遠藤:もうひとつ、JAXAの極めて優れた試験環境を使えたのも大きかったと考えています。それは、温度や振動などの影響を極限まで小さくした試験環境です。私どもの試験環境で測定すると、何度やってもデータの再現性を得られず、島田がずっと悩んでいたんです。そのデータと、JAXAの試験環境でのデータを比べることにより、どうすれば、一般的な試験環境でも再現性あるデータを得られるかがわかってきました。商品としての熱膨張測定市販装置は、さまざまな状況で使われますから、どんな環境でも再現性を得られることが製品化にはとても重要なんです。

JAXA:3年目以降はどうでしたか?

遠藤:多くのお客さまに使っていただけるよう、商用化をめざして改良を重ねていきました。ご使用いただきたい企業に普通に買っていただけるためには、価格を抑えることが必要です。

島田:それとともに、どんなレベルの技術をおもちの方であっても、簡単に試料を扱えるような分析装置にすることも、商用化には重要ですので、改良を重ねていきました。

04. 「ここまできれいなデータをとれるとは」


JAXA:装置の市販化に向けての目処はいかがですか?

遠藤:ひきつづき、多くのお客さまに使っていただける装置にすべく、価格を抑えるための努力などに取り組んでいますが、2020年ごろには、1桁精度の高い熱膨張測定市販装置として、世に出せられたらなと考えています。

JAXA:オープンラボを利用しての成果はどのような点にあると思いますか?

遠藤:今回開発した熱膨張測定装置で計測された熱膨張の再現性を得られるようになった点は、やはり成果として大きかったと思います。オープンラボの審査委員の先生たちにも「ここまできれいなデータを取れるようになったのですか」と驚いていただきました。

05. JAXAにはたくさんの“お宝”がある


JAXA:「JAXAオープンラボ公募」に興味をもっている他の企業の方々に、メッセージをお願いします。

遠藤:宇宙や航空の分野の要素技術をJAXAはたくさんおもちです。宇宙航空産業では使われているものの、ほかの分野にも適用しうる技術はたくさんあるはずです。みなさんの会社がもっていらっしゃる技術とのマッチングを上手にとっていただき、リスクが高くて踏み出せないでいた新たな分野に、ぜひ挑戦されてみてはいかがでしょうか。

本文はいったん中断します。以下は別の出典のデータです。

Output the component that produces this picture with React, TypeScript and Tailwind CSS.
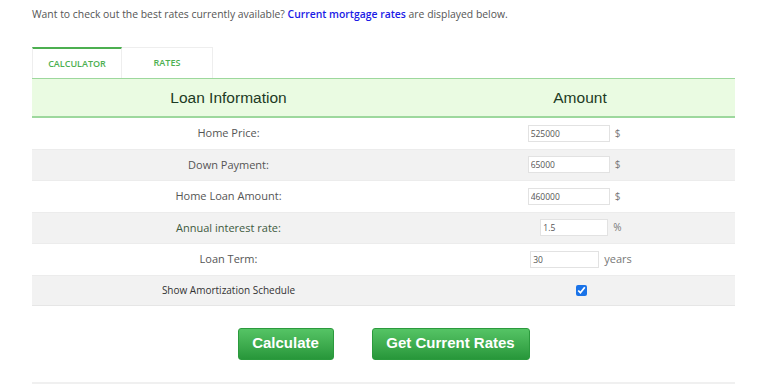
const rows = [
    { label: 'Home Price:', value: '525000', unit: '$', inputW: 'w-[82px]', tone: 'text-[#555]', shift: 'pr-[12px]' },
    { label: 'Down Payment:', value: '65000', unit: '$', inputW: 'w-[82px]', tone: 'text-[#555]', shift: 'pr-[12px]' },
    { label: 'Home Loan Amount:', value: '460000', unit: '$', inputW: 'w-[82px]', tone: 'text-[#555]', shift: 'pr-[12px]' },
    { label: 'Annual interest rate:', value: '1.5', unit: '%', inputW: 'w-[68px]', tone: 'text-[#3e5a3e]', shift: 'pl-[2px]' },
    { label: 'Loan Term:', value: '30', unit: 'years', inputW: 'w-[69px]', tone: 'text-[#555]', shift: 'pl-[2px]' },
];

export default function App() {
    return (
        <div className="w-[768px] h-[387px] bg-white overflow-hidden font-['Open_Sans',sans-serif]">
            {/* Intro line */}
            <p className="pl-[32px] pt-[6px] text-[10.4px] text-[#555] leading-[16px]">
                Want to check out the best rates currently available?{' '}
                <a className="text-[#1a1ae6] font-semibold">Current mortgage rates</a> are displayed below.
            </p>

            <div className="mx-[32px] mt-[25px] w-[703px]">
                {/* Tabs */}
                <div className="flex h-[31px]">
                    <div className="w-[90px] border-t-2 border-t-[#4caf50] border-x border-[#eee] flex items-center justify-center text-[9px] font-semibold text-[#4caf50]">
                        CALCULATOR
                    </div>
                    <div className="w-[91px] border-t border-r border-[#eee] flex items-center justify-center text-[9px] font-semibold text-[#4caf50]">
                        RATES
                    </div>
                </div>

                {/* Header */}
                <div className="flex h-[40px] bg-[#eafbe2] border-t border-b-2 border-[#9dd89d] font-['Liberation_Sans',sans-serif] text-[15.5px] text-[#1d3a24]">
                    <div className="w-[393px] flex items-center justify-center">Loan Information</div>
                    <div className="flex-1 flex items-center justify-center">Amount</div>
                </div>

                {/* Rows */}
                {rows.map((r, i) => (
                    <div
                        key={r.label}
                        className={`flex h-[31.5px] border-b border-[#ececec] ${i % 2 === 1 ? 'bg-[#f2f2f2]' : 'bg-white'}`}
                    >
                        <div className={`w-[393px] flex items-center justify-center text-[11px] ${r.tone}`}>{r.label}</div>
                        <div className={`flex-1 flex items-center justify-center gap-[5px] ${r.shift}`}>
                            <input
                                readOnly
                                value={r.value}
                                className={`${r.inputW} h-[17px] border border-[#e2e2e2] bg-white px-[2px] text-[8.5px] text-[#555] outline-none`}
                            />
                            <span className={`text-[#777] ${r.unit === 'years' ? 'text-[11px]' : 'text-[10px]'}`}>{r.unit}</span>
                        </div>
                    </div>
                ))}
                <div className="flex h-[30px] bg-[#f2f2f2] border-b border-[#e6e6e6]">
                    <div className="w-[393px] flex items-center justify-center text-[10px] text-[#333]">Show Amortization Schedule</div>
                    <div className="flex-1 flex items-center justify-center pl-[2px]">
                        <input type="checkbox" readOnly checked className="w-[11px] h-[11px] accent-[#1a73e8]" />
                    </div>
                </div>

                {/* Buttons */}
                <div className="flex justify-center gap-[38px] pt-[22px] font-['Liberation_Sans',sans-serif]">
                    <button className="w-[96px] h-[32px] rounded-[3px] bg-gradient-to-b from-[#55c465] to-[#27973a] text-white font-bold text-[15px] border border-[#2b9a3d]">
                        Calculate
                    </button>
                    <button className="w-[158px] h-[32px] rounded-[3px] bg-gradient-to-b from-[#55c465] to-[#27973a] text-white font-bold text-[15px] border border-[#2b9a3d]">
                        Get Current Rates
                    </button>
                </div>

                <div className="mt-[22px] h-[2px] bg-[#f0f0f0]" />
            </div>
        </div>
    );
}
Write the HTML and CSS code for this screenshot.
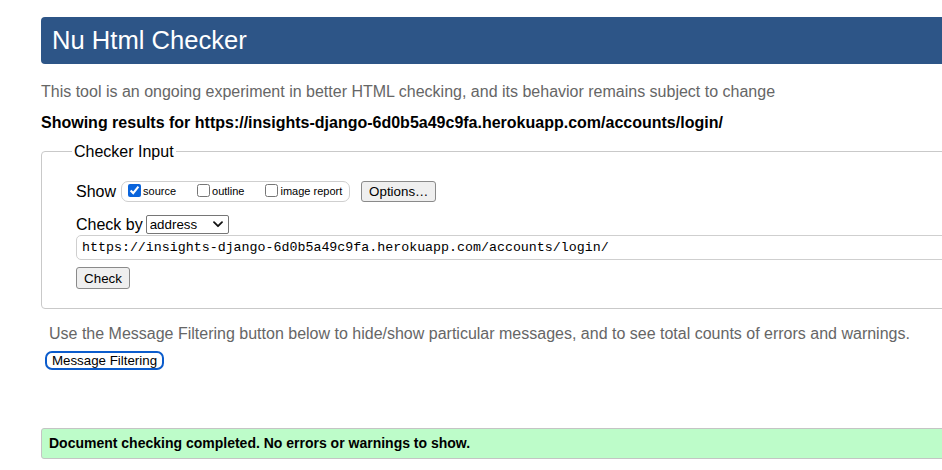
FILE: index.html
```html
<!DOCTYPE html>
<html lang="en">
<head>
<meta charset="utf-8">
<title>Nu Html Checker</title>
<link rel="stylesheet" href="styles.css">
</head>
<body>
<div class="page">
  <h1 class="title">Nu Html Checker</h1>
  <p class="intro">This tool is an ongoing experiment in better HTML checking, and its behavior remains subject to change</p>
  <p class="results">Showing results for https://insights-django-6d0b5a49c9fa.herokuapp.com/accounts/login/</p>
  <fieldset class="checker">
    <legend class="legend">Checker Input</legend>
    <div class="row show-row">
      <span class="label">Show</span>
      <span class="show-box">
        <label class="opt"><input type="checkbox" checked class="cb"><span>source</span></label>
        <label class="opt"><input type="checkbox" class="cb"><span>outline</span></label>
        <label class="opt"><input type="checkbox" class="cb"><span>image report</span></label>
      </span>
      <button class="btn options">Options…</button>
    </div>
    <div class="row by-row">
      <span class="label">Check by</span>
      <span class="select-wrap">
        <select class="select"><option>address</option></select>
        <svg class="chev" width="10" height="7" viewBox="0 0 10 7"><path d="M1 1.2 L5 5.2 L9 1.2" fill="none" stroke="#111" stroke-width="1.8" stroke-linecap="round" stroke-linejoin="round"/></svg>
      </span>
    </div>
    <div class="url-row">
      <input class="url" type="text" value="https://insights-django-6d0b5a49c9fa.herokuapp.com/accounts/login/">
    </div>
    <div class="check-row">
      <button class="btn check">Check</button>
    </div>
  </fieldset>
  <p class="filter-note">Use the Message Filtering button below to hide/show particular messages, and to see total counts of errors and warnings.</p>
  <button class="filter-btn">Message Filtering</button>
  <div class="success">Document checking completed. No errors or warnings to show.</div>
</div>
</body>
</html>
```
FILE: styles.css
```css
html { overflow: hidden; }
body {
  margin: 0;
  font-family: "Liberation Sans", Arial, Helvetica, sans-serif;
  color: #000;
  background: #fff;
}
.page {
  width: 1000px;
  padding: 17px 0 0 41px;
}
.title {
  margin: 0;
  height: 47px;
  line-height: 47px;
  padding: 0 11px;
  background: #2d5587;
  color: #fff;
  font-size: 25.6px;
  font-weight: normal;
  border-radius: 4px 0 0 4px;
}
.intro {
  margin: 18px 0 0;
  font-size: 16px;
  line-height: 19px;
  color: #666;
}
.results {
  margin: 12px 0 0;
  font-size: 16px;
  line-height: 19px;
  font-weight: bold;
}
.checker {
  margin: 10px 0 0;
  padding: 19px 0 19px 34px;
  border: 1px solid #c9c9c9;
  border-radius: 4px;
  min-inline-size: 0;
}
.legend {
  padding: 0 2px;
  margin-left: -4px;
  font-size: 16px;
  line-height: 19px;
}
.row {
  display: flex;
  align-items: center;
}
.show-row { height: 22px; }
.label {
  font-size: 16px;
  line-height: 19px;
}
.show-box {
  display: flex;
  align-items: center;
  height: 19px;
  margin-left: 5px;
  padding: 0 7px 0 6px;
  border: 1px solid #cfcfcf;
  border-radius: 7px;
  gap: 21px;
}
.opt {
  display: flex;
  align-items: center;
  font-size: 11px;
  gap: 2px;
}
.cb {
  width: 13px;
  height: 13px;
  margin: 0 0 2px 0;
  accent-color: #0a64dc;
}
.btn {
  font-family: "Liberation Sans", Arial, sans-serif;
  font-size: 13.333px;
  color: #000;
  background: #efefef;
  border: 1px solid #8a8a8a;
  border-radius: 3px;
  padding: 0 6px;
  height: 21px;
  line-height: 19px;
}
.options {
  margin-left: 11px;
  width: 75px;
}
.by-row {
  margin-top: 12px;
  height: 20px;
}
.select-wrap {
  position: relative;
  margin-left: 3px;
  display: inline-block;
  height: 19px;
}
.select {
  appearance: none;
  -webkit-appearance: none;
  width: 83px;
  height: 19px;
  font-family: "Liberation Sans", Arial, sans-serif;
  font-size: 13.333px;
  padding: 0 0 0 3px;
  border: 1px solid #767676;
  border-radius: 2px;
  background: #fff;
  color: #000;
}
.chev {
  position: absolute;
  right: 6px;
  top: 6px;
  pointer-events: none;
}
.url-row { margin-top: 1px; }
.url {
  display: block;
  box-sizing: border-box;
  width: 1000px;
  height: 25px;
  padding: 0 0 0 5px;
  border: 1px solid #cfcfcf;
  border-radius: 5px;
  font-family: "Liberation Mono", "DejaVu Sans Mono", monospace;
  font-size: 13.3px;
  color: #000;
}
.check-row { margin-top: 7px; }
.check {
  width: 54px;
  height: 22px;
}
.filter-note {
  margin: 15px 0 0 8px;
  font-size: 16px;
  line-height: 19px;
  color: #666;
}
.filter-btn {
  display: block;
  margin: 8px 0 0 4px;
  width: 119px;
  height: 19px;
  padding: 0;
  font-family: "Liberation Sans", Arial, sans-serif;
  font-size: 13.333px;
  line-height: 15px;
  color: #000;
  background: #fff;
  border: 2px solid #0b5ccc;
  border-radius: 7px;
}
.success {
  margin-top: 58px;
  height: 29px;
  line-height: 29px;
  padding-left: 7px;
  background: #bdfcc9;
  border: 1px solid #c4c4c4;
  border-radius: 3px;
  font-size: 14px;
  font-weight: bold;
}
```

島田:私たちの会社は従業員100人未満の小さな規模です。新たに開発をしようとしても知識、マンパワー、資金などの資源が十分でなく、なかなか踏み出しにくいことがあります。けれども、お客さまからは、より高度なご要求をいただきます。そのふたつの間で悩んでいるという研究者や開発者は私どもだけでなく、世の中に多くいらっしゃることと思います。そうしたなかで、資金的にもそうですが、経験や知識、高度な技術をおもちのJAXAと共同で研究することができたのは夢のような話でした。「機会があればぜひやりたいのだが、踏み出せないでいる」とお感じの研究開発者のみなさんには、ぜひ、門を叩いていただきたく思います。自社の技術力を高めることにになるとともに、社会の要素技術に貢献することにもなると思いますから。JAXAには、たくさんの“お宝”がまだまだあると思います。

島田賢次シマダ ケンジ

1986年 真空理工株式会社(アドバンス理工の旧社名)に入社。
2016年 研究開発部部長に。生産本部試験2グループ長、営業本部分析グループ室長、総務管理部IT管理室長を兼務。

遠藤聡エンドウ サトシ

2007年 アルバック理工株式会社(アドバンス理工の旧社名)に入社。
2016年 研究開発部開発課課長に。
工学博士。日本プロジェクトマネジメント認定プロジェクトマネジメント・スペシャリスト。